The rule is well established that, ‘The fact that normal hours of work are established and compensating time off is provided for work beyond those hours does not, of itself, give the employee a right to payment for overtime.’ Martin v. Henderson, 40 Cal.2d 583, 590, 255 P.2d 416, 420. And in the absence of either a valid contract or statute, there is no basis for a recovery by respondent. His annual salary was payment in full for all of his services, without regard to the number of hours which he worked. Treu v. Kirkwood, 42 Cal.2d 602, 268 P.2d 482. And in addition to there being no statute or contract authorizing recovery of overtime, there was, indeed, no order or rule of the Police Department which purported to do so.

We also find no escape from the conclusion that, since respondent did not take his extra hours of duty during the calendar year in which it was performed, he could not thereafter claim credit therefor. Section 402 of Police Rules and Regulations, enacted pursuant to Charter authority, at all times read as follows:

‘402. Unless otherwise ordered by the commanding officer, and extra duty shall be taken by members of his command during the calendar year in which said extra duty has been performed.’

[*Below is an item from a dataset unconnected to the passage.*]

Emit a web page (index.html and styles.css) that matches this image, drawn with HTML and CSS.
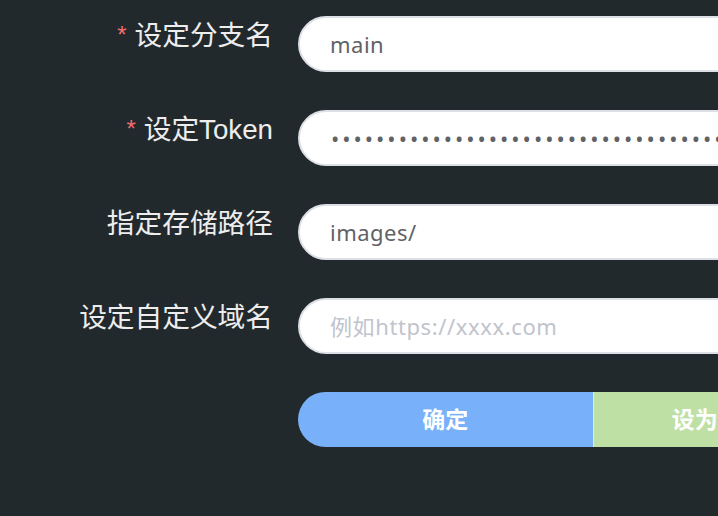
FILE: index.html
```html
<!DOCTYPE html>
<html lang="zh-CN">
<head>
<meta charset="utf-8">
<title>设置</title>
<link rel="stylesheet" href="styles.css">
</head>
<body>
<form class="form">
  <div class="row">
    <label class="label required">设定分支名</label>
    <div class="control"><input class="input" type="text" value="main"></div>
  </div>
  <div class="row">
    <label class="label required">设定Token</label>
    <div class="control"><input class="input password" type="password" value="xxxxxxxxxxxxxxxxxxxxxxxxxxxxxxxxxxxxxxxx"></div>
  </div>
  <div class="row">
    <label class="label">指定存储路径</label>
    <div class="control"><input class="input" type="text" value="images/"></div>
  </div>
  <div class="row">
    <label class="label">设定自定义域名</label>
    <div class="control"><input class="input" type="text" placeholder="例如https://xxxx.com"></div>
  </div>
  <div class="row">
    <div class="label"></div>
    <div class="control btn-group">
      <button type="button" class="btn btn-primary">确定</button>
      <button type="button" class="btn btn-success">设为默认图床</button>
    </div>
  </div>
</form>
</body>
</html>
```

FILE: styles.css
```css
html, body {
  margin: 0;
  padding: 0;
  overflow: hidden;
  background: #22292d;
}
body {
  width: 718px;
  height: 516px;
  font-family: "Noto Sans", "Noto Sans CJK SC", sans-serif;
}
.form {
  display: flex;
  flex-direction: column;
  gap: 38px;
  padding-top: 16px;
  width: 900px;
}
.row {
  display: grid;
  grid-template-columns: 273px 590px;
  column-gap: 25px;
  align-items: start;
}
.label {
  text-align: right;
  color: #ededed;
  font-family: "Liberation Sans", "Noto Sans CJK SC", sans-serif;
  font-size: 27.7px;
  line-height: 40px;
  white-space: nowrap;
}
.label.required::before {
  content: "*";
  color: #f56c6c;
  margin-right: 8px;
  font-size: 24px;
  position: relative;
  top: -2px;
}
.control {
  height: 56px;
}
.input {
  box-sizing: border-box;
  width: 100%;
  height: 56px;
  border: 2px solid #dcdfe6;
  border-radius: 28px;
  background: #fff;
  padding: 0 30px;
  font-family: "Noto Sans", "Noto Sans CJK SC", sans-serif;
  font-size: 22px;
  letter-spacing: 0.5px;
  color: #606266;
  outline: none;
}
.input::placeholder {
  color: #c0c4cc;
  letter-spacing: 0.6px;
}
.input.password {
  letter-spacing: 3px;
  padding-left: 31px;
}
.btn-group {
  display: flex;
  height: 55px;
}
.btn {
  flex: 1 1 0;
  border: none;
  margin: 0;
  height: 55px;
  padding: 0 0 3px;
  color: #fff;
  font-family: "Noto Sans CJK SC", sans-serif;
  font-weight: 700;
  font-size: 23px;
  white-space: nowrap;
}
.btn-primary {
  background: #78b1f9;
  border-radius: 28px 0 0 28px;
}
.btn-success {
  background: #bfe0a5;
  border-left: 1px solid #dfefd2;
  border-radius: 0 28px 28px 0;
}
```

There is no evidence, and it is so conceded, that respondent's commanding officer at any time ‘otherwise ordered’, except that respondent attempts to take advantage of the presumption that ‘official duty has been regularly performed’. The difficulty with this claim is Section 402, supra, does not require the commanding officer to do anything and therefore there is no official duty to assume he performed in regard thereto. We know of no authority which would justify a holding that the mere fact the complete record of respondent's overtime was kept, gives rise to a presumption that the commanding officer made any order waiving the time limit provided for in the section. Keeping complete records of overtime, and using such overtime credit, constitutes two separate and distinct things.

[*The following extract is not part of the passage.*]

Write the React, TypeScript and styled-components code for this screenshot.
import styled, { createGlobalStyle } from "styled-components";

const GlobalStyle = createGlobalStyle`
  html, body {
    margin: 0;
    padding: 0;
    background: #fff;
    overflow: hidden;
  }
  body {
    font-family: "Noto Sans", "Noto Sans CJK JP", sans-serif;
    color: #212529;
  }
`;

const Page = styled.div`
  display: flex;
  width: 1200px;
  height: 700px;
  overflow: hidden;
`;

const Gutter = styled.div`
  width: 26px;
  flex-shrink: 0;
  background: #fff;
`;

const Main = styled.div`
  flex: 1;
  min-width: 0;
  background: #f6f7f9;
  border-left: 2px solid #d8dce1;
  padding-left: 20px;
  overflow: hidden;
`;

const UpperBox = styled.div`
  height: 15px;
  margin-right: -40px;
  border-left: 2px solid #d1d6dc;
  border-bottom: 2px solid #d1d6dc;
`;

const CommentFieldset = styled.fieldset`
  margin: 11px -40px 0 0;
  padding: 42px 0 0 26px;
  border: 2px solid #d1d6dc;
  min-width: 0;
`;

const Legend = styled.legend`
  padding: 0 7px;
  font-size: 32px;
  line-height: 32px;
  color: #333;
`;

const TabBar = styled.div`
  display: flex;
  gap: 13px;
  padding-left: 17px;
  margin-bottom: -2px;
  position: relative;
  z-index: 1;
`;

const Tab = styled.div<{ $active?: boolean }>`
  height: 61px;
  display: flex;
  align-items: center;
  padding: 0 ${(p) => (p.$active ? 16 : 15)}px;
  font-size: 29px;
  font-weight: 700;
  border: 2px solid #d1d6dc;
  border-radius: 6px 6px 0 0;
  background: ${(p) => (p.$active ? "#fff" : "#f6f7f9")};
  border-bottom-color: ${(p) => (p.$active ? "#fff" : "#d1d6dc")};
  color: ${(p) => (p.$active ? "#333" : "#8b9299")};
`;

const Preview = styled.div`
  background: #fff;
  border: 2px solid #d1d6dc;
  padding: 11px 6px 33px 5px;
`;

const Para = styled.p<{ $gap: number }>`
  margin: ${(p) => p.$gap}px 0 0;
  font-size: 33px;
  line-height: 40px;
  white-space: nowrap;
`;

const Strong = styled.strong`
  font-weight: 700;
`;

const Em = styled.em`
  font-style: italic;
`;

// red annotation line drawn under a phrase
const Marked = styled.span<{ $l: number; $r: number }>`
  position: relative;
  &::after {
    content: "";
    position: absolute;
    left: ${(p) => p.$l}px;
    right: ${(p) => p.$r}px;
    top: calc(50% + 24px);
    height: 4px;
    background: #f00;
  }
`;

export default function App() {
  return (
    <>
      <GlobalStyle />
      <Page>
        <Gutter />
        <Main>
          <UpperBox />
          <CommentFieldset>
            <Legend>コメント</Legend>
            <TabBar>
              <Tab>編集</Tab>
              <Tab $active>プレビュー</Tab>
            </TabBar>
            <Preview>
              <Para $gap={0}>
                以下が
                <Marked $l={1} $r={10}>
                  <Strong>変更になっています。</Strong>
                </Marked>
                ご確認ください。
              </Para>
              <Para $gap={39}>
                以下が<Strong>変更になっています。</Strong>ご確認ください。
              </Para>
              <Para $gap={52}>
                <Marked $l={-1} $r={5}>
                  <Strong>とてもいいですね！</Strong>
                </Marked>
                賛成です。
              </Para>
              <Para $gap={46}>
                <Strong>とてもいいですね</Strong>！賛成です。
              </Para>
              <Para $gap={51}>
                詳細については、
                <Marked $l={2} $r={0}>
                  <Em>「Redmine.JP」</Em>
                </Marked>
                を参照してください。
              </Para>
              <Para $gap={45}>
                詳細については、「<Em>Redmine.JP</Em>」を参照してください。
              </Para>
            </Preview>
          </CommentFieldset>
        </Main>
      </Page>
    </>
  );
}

There is nothing in the record to show that if respondent had used up his overtime each year no further records would have been kept thereof and such would have been ‘wiped out’ as appellants express it. Not having used his overtime when he should have, under the evidence submitted it must be held he waived it. No overtime accrued for the last calendar year worked.

We think it only fair to state that this case was decided by the lower court largely upon the authority of certain cases then existing which had been decided by the District Courts of Appeal, but which since have been reversed and disapproved by the Supreme Court. See Martin v. Henderson, supra, 40 Cal.2d 583, 587, 255 P.2d 416; Jarvis v. Henderson, 40 Cal.2d 600, 604, 255 P.2d 426.

The foregoing is sufficient to show the judgment must be reversed, and it is so ordered.

GIBSON, Justice pro tem.

NOURSE, P. J., and DOOLING, J., concur.